Poland has made its mark on my life, on Georgia, on Europe and continues to follow the path of democracy and prosperity inspired by strong Catholic values like solidarity, forgiveness and inclusiveness. My colleagues and guests from the Netherlands recently visited the rehabilitation center ‘Don Camillo’ in Temka, where they met Polish volunteers who dedicate months and sometimes years to serving the most vulnerable in Georgia. I’m therefore most obliged and deeply touched by the high decoration that I’m receiving from the Polish nation and am grateful to Ambassador Cieszkowski and his spouse Dorota for their respect and friendship in these times which are not the easiest for our family. Dziekujebardzo!”

Later, Ambassador Cieszkowski told GEORGIA TODAY: “It’s a very special event for the Embassy of Poland here in Tbilisi because we awarded on behalf of the President of Poland Mrs.
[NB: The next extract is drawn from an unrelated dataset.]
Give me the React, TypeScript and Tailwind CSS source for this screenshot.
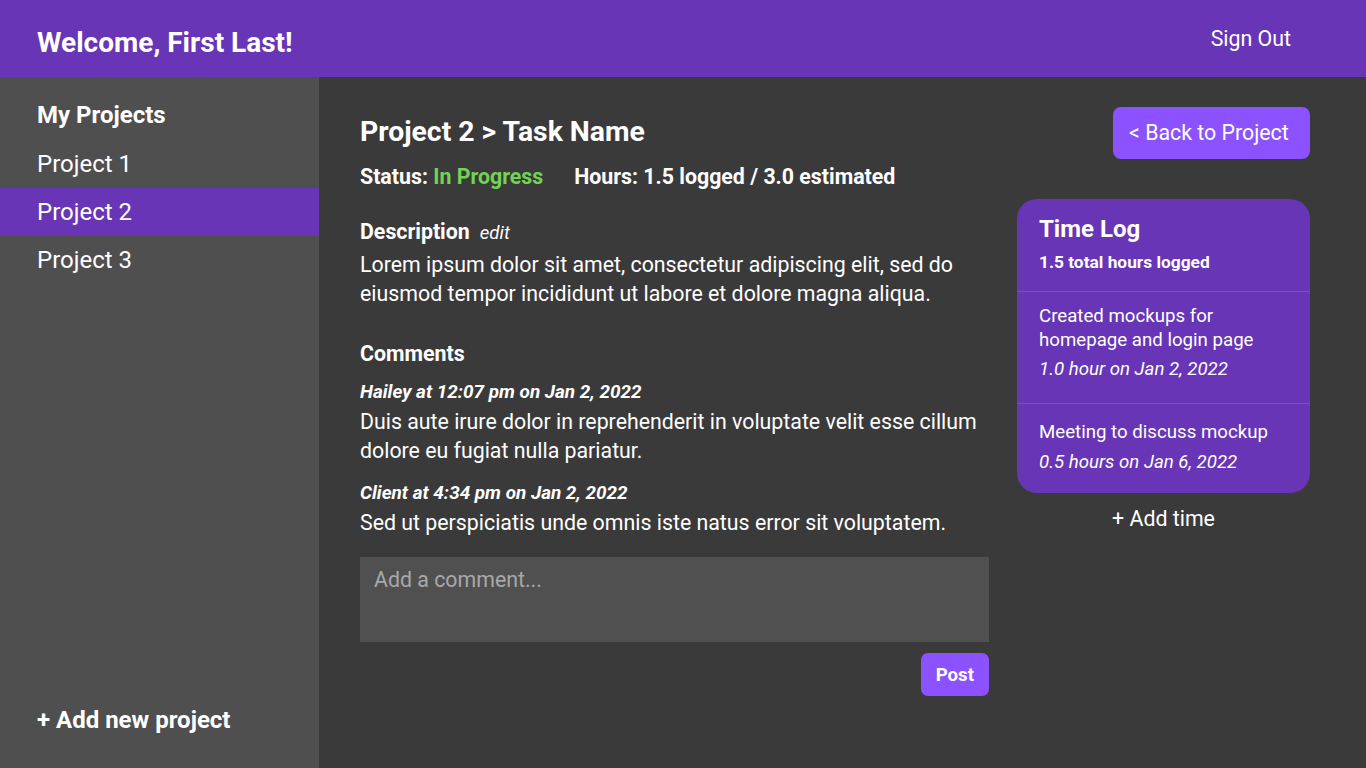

Sandra Roelofs who was not only the first lady of Georgia but also was and is a great friend of Poland. She was very actively engaged in matching the institutions of Poland and Georgia, scholarships, associations, Polish people who wanted to assist Georgian people in need, etc. We are very grateful for her as a bridge between Poland and Georgia.”

The ceremony was followed by a reception and was attended by representatives of Georgian authorities, ambassadors and official guests.